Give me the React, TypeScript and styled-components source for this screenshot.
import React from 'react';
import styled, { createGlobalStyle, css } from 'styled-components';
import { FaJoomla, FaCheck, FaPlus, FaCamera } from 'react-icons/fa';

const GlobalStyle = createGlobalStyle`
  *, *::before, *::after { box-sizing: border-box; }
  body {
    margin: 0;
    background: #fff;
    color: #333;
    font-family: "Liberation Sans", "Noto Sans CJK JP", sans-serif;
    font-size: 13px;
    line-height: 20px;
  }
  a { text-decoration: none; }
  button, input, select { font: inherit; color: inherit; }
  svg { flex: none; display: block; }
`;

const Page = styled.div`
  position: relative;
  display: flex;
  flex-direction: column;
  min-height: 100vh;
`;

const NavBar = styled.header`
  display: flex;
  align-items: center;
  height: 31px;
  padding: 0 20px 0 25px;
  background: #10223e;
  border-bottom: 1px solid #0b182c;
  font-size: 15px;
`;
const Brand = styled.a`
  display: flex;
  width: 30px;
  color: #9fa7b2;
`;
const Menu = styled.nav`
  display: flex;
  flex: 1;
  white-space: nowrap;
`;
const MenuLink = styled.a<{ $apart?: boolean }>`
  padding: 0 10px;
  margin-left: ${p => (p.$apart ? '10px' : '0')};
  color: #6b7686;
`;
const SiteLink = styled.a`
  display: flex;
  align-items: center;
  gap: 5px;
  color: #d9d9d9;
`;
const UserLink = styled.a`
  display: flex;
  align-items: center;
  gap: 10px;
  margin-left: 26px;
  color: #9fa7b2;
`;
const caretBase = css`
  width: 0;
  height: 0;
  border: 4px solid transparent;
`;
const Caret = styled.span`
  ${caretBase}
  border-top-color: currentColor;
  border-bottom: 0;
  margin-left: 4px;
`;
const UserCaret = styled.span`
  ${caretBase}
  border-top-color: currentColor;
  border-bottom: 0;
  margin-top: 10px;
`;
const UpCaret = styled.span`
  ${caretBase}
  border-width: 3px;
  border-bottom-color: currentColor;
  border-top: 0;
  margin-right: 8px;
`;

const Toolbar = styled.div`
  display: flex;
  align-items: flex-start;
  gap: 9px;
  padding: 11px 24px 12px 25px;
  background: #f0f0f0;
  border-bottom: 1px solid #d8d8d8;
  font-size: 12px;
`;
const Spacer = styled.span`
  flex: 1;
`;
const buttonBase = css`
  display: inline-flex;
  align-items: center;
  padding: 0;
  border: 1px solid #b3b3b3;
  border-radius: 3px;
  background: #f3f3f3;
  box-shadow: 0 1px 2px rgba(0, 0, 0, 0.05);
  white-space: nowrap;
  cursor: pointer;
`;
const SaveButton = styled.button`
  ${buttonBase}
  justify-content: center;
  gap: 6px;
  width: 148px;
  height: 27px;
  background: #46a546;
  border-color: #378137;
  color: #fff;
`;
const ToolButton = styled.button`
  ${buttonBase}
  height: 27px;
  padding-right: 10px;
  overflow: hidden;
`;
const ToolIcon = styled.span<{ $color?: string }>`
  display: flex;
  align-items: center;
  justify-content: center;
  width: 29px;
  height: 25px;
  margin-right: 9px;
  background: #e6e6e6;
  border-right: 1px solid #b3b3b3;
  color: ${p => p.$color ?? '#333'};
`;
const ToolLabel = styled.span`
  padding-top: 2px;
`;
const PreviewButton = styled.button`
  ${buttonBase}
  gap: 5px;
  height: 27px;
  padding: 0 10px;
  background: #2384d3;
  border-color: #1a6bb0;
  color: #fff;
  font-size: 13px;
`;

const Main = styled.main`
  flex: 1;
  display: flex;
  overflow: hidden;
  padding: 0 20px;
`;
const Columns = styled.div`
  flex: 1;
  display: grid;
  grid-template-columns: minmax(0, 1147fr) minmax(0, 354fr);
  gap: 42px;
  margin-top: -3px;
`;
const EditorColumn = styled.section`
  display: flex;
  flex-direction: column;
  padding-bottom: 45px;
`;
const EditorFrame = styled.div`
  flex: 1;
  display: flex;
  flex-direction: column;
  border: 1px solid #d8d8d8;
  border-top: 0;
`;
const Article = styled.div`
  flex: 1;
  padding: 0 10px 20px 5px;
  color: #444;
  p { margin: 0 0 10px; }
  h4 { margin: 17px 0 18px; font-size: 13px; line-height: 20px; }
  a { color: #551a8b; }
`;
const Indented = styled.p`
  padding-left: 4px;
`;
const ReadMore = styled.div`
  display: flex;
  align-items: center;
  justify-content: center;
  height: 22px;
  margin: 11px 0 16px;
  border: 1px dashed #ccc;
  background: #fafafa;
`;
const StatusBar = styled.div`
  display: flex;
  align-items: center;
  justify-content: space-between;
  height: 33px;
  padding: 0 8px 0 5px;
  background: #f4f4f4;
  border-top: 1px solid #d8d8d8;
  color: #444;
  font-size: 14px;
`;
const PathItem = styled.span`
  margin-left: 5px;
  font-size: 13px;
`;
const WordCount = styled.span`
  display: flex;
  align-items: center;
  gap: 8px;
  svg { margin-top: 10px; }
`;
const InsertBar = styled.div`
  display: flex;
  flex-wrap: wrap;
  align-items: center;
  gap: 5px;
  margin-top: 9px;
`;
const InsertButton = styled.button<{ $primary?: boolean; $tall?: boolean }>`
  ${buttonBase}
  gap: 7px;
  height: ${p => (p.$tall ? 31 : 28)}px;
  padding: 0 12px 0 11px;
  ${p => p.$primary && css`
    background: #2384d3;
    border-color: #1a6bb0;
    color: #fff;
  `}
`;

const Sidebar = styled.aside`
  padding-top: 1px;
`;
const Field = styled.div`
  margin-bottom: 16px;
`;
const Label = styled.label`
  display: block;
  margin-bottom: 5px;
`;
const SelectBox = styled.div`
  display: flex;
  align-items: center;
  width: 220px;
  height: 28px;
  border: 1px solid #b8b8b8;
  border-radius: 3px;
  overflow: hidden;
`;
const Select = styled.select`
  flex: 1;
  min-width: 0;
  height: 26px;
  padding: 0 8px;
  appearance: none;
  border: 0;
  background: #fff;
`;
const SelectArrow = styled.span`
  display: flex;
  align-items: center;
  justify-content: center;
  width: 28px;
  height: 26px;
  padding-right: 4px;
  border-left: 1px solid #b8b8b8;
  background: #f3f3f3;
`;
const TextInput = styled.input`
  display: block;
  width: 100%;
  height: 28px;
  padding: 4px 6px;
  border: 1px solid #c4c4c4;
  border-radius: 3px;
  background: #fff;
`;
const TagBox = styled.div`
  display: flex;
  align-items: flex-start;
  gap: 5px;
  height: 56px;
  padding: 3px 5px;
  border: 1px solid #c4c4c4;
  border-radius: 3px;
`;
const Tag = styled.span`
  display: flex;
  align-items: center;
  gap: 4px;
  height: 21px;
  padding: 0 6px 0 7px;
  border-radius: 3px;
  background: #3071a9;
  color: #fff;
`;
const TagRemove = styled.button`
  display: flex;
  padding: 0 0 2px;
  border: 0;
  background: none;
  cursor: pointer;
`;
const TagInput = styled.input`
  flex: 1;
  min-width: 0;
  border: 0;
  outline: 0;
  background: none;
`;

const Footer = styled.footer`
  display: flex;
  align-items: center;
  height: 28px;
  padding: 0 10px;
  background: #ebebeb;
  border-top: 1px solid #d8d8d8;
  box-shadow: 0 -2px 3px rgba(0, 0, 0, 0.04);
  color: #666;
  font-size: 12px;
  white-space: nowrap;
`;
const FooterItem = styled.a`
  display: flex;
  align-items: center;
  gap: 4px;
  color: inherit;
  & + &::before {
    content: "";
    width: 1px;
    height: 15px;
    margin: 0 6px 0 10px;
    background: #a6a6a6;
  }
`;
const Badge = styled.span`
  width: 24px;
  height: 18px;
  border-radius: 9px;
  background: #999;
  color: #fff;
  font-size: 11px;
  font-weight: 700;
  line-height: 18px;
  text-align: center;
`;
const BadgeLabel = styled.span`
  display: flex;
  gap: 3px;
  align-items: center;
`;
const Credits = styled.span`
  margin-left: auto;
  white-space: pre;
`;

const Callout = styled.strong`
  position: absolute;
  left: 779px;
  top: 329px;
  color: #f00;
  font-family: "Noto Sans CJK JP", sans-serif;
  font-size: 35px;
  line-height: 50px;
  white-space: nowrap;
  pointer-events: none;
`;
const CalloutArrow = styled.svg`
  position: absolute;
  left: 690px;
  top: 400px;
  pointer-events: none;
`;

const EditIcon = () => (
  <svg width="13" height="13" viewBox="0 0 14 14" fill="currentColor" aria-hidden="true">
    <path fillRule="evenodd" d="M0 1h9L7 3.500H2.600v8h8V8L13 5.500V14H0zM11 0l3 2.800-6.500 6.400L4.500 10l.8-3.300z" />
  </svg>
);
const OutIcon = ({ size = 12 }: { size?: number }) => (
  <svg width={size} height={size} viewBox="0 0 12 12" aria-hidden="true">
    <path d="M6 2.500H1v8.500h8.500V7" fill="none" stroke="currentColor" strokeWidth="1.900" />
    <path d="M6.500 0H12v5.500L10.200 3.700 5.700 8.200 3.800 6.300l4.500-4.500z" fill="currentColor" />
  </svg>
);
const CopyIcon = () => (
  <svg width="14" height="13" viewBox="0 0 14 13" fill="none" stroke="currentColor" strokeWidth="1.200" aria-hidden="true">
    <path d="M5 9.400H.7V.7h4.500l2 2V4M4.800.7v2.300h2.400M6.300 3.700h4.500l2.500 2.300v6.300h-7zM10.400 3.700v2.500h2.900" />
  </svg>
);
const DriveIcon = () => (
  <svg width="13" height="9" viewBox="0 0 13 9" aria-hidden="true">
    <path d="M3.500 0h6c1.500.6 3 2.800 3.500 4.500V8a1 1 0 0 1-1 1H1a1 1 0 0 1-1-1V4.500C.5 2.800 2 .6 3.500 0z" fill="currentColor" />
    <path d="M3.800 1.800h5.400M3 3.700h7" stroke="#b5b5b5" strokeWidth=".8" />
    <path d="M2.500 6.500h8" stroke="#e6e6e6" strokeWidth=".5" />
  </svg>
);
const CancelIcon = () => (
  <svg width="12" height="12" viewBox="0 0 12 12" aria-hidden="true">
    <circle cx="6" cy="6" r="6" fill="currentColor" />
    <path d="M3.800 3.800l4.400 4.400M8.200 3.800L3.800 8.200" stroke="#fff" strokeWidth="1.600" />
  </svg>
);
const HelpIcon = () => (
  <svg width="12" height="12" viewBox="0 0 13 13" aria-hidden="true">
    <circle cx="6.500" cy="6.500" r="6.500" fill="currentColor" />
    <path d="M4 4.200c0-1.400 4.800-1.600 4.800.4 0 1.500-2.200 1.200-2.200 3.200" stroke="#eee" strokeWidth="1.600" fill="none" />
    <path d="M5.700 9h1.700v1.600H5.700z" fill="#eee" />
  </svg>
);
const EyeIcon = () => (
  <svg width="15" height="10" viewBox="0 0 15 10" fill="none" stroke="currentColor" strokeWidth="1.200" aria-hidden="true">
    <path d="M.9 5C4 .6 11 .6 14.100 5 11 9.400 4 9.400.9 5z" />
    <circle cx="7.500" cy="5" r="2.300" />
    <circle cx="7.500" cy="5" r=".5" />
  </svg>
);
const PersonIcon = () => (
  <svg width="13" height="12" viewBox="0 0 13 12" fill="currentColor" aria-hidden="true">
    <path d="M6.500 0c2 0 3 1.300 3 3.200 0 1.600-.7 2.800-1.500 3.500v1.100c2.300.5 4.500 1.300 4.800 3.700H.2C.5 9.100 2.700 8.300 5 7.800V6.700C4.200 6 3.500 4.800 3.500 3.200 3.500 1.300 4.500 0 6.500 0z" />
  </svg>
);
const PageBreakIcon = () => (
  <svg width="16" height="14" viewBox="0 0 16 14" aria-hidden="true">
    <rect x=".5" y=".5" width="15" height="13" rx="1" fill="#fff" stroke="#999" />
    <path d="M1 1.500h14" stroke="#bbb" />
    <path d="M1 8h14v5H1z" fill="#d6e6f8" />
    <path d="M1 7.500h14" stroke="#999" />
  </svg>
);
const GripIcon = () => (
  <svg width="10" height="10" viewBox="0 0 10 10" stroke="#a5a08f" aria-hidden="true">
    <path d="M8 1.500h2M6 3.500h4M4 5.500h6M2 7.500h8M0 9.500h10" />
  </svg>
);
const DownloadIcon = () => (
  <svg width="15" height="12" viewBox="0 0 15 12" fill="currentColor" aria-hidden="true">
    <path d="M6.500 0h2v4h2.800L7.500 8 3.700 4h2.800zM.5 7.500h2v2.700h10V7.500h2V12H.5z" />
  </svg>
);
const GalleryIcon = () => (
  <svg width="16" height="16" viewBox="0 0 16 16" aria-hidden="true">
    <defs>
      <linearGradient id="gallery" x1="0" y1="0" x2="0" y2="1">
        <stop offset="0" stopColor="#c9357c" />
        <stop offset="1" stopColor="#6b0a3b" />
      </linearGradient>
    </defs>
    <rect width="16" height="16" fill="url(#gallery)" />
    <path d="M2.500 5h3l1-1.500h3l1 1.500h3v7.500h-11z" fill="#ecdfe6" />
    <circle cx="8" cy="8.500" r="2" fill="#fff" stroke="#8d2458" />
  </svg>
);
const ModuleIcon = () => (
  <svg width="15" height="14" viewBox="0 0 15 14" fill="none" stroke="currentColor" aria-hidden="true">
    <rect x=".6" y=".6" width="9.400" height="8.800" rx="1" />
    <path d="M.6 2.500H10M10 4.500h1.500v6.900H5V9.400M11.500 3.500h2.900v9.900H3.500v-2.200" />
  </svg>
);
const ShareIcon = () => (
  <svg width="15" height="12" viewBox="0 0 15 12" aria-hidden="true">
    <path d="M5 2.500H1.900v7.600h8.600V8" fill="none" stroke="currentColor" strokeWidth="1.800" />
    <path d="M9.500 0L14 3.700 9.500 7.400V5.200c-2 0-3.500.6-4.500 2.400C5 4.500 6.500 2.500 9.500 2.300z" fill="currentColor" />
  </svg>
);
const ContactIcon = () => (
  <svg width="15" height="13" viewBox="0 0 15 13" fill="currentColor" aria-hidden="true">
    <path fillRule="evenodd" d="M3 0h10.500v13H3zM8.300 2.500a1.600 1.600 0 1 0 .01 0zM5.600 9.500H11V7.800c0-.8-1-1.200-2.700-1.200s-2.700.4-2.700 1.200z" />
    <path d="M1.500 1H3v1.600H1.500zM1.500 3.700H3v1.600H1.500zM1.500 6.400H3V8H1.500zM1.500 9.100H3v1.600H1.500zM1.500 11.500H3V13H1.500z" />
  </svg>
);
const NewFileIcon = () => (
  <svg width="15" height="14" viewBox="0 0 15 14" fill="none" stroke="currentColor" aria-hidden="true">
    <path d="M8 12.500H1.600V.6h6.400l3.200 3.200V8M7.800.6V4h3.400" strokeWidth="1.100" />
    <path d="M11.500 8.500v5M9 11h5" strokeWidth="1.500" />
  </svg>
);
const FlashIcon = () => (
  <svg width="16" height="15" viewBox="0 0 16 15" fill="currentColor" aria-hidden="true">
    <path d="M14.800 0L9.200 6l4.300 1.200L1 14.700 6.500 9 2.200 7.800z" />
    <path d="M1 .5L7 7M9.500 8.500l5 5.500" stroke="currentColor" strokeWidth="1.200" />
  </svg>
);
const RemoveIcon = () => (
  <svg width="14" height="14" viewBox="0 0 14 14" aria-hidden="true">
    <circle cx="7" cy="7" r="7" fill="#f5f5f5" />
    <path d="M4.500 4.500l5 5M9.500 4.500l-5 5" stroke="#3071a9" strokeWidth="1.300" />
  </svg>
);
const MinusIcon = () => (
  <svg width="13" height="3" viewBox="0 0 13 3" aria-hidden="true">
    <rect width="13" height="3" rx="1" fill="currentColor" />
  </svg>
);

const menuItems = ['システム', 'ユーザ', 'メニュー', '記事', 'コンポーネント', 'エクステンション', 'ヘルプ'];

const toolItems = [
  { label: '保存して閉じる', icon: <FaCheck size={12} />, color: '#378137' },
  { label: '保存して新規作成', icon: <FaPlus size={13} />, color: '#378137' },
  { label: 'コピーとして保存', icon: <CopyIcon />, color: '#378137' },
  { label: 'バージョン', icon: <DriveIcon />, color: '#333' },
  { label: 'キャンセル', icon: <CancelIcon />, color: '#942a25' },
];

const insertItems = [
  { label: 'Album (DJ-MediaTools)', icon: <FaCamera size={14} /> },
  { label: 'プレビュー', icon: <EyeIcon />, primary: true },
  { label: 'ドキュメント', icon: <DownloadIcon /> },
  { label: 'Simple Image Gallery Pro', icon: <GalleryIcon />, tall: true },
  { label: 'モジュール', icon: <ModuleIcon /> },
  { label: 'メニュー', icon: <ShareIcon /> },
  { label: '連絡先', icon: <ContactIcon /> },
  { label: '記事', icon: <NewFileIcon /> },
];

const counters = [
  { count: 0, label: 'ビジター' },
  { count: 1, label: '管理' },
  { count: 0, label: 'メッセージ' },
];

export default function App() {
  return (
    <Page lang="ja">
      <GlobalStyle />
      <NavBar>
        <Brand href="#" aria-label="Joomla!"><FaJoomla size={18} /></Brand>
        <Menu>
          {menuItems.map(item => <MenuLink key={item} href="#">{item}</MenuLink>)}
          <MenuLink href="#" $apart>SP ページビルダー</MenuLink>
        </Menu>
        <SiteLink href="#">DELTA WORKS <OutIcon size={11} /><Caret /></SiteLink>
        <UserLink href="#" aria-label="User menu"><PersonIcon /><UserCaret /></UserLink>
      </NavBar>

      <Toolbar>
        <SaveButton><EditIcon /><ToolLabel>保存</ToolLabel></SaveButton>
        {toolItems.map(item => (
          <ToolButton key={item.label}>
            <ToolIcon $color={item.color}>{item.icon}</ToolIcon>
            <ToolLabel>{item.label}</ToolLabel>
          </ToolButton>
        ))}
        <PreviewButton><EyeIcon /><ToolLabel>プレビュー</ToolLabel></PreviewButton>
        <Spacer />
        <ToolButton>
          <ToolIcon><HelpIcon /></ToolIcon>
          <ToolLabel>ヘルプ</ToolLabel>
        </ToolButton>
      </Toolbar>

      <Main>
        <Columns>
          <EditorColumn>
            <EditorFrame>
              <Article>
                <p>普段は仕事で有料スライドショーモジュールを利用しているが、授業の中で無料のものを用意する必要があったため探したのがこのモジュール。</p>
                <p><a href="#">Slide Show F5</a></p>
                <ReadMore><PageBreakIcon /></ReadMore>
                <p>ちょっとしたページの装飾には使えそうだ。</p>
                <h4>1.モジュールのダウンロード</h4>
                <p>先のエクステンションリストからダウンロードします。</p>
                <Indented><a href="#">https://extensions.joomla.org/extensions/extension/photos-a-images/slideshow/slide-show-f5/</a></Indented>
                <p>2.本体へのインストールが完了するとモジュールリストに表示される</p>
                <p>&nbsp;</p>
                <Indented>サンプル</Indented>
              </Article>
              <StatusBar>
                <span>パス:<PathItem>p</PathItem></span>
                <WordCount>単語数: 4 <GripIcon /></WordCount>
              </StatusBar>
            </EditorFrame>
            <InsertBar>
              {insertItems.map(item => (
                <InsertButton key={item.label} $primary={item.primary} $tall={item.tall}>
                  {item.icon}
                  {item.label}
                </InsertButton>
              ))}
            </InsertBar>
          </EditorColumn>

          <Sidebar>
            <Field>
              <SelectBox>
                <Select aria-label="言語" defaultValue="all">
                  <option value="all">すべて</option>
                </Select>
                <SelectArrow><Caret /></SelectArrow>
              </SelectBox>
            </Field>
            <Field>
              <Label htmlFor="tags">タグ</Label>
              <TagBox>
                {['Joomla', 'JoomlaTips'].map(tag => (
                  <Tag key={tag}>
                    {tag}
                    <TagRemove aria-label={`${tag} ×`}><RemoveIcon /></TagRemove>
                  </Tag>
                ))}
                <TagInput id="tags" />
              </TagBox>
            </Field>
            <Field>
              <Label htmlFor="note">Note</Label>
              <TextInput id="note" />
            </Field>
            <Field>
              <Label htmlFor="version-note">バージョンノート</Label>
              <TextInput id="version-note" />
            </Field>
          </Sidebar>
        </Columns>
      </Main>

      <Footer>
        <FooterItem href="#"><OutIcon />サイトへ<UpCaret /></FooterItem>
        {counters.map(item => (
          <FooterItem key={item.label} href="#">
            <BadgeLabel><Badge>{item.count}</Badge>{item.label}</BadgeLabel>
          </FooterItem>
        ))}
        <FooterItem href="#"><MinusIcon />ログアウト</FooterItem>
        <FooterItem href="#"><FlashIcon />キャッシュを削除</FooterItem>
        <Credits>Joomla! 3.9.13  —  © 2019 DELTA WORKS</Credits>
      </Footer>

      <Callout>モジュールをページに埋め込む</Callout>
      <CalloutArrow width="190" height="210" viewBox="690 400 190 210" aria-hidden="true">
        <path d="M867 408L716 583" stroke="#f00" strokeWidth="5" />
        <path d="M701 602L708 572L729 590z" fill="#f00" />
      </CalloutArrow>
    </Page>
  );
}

┄┄┄┄┄┄┄┄┄┄

Write only the number of lines in the data above that include "components".

#### RIGHT ANSWER
2